1) He asserts the good of X qua person who has been involved in X, even, supposedly, as the more vulnerable person. Hence, his words will carry more weight in making others think well of doing X, and he knows this. (I'm thinking here in the particular case of hephebophilia relationships with older young men.)

2) He asserts the good of X in over-the-top language, even attributing it to saving people from committing suicide, calling it life-affirming, etc.

3) He asserts the good of X even in the context of apologizing for (he says) having mistakenly given the impression that he asserted the good of Y, which is (arguably) worse than X. This makes his comments (to some) appear particularly thoughtful and his endorsement of X even more effective.

4) He is himself right now in a position where he might very well decide to do X himself, and apparently wouldn't think it wrong.

5) He has followers who hang on his every word, and he knows that his assertion of the good of X will be influential in normalizing X among them.

And so forth.

We human beings are so tied up with one another that getting out there and acting as a kind of missionary for X, from a position of "public pundit," becomes increasingly difficult to distinguish from inciting to X.

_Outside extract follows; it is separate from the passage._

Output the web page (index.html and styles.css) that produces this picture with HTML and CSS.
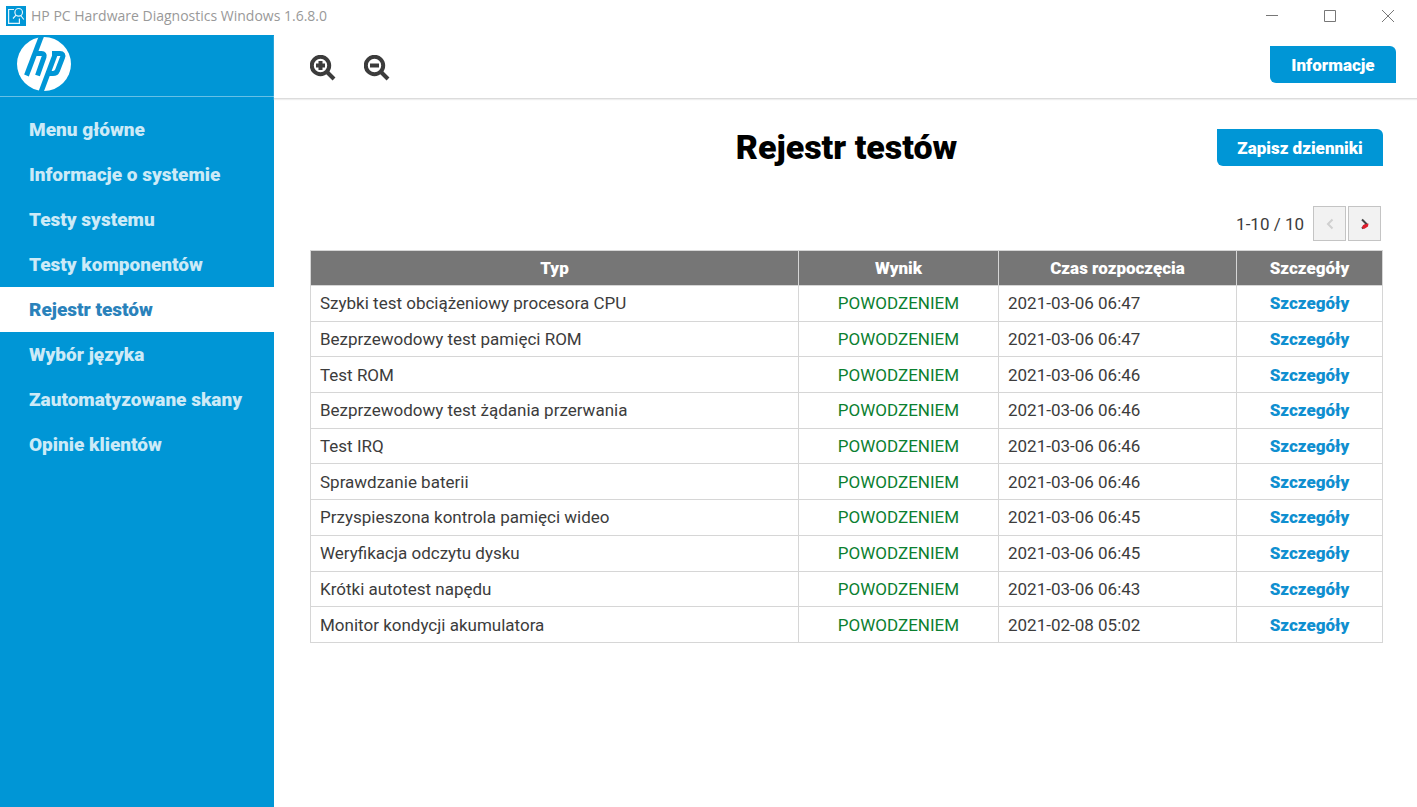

But as you'll notice, you and I are having an interesting discussion of this matter and of the details of what made these public comments bad. The offhand meme in question about Dunham, and the attempt to defend it just by referring repeatedly to the words/deeds distinction, didn't get into any of this, which is what makes it a lazy substitute for tough moral thought and argument about the concrete situation.

Lydia McGrew said...

I'm also inclined to think that any distinction between advocating the goodness of something and inciting to that act either disappears or becomes morally insignificant if the act is truly heinous, and disappears faster the more heinous the act. Compare:

John tried to incite people to kill and eat two-year-olds,


John made a ten-minute Youtube video talking about the great goodness of killing and eating two-year-olds.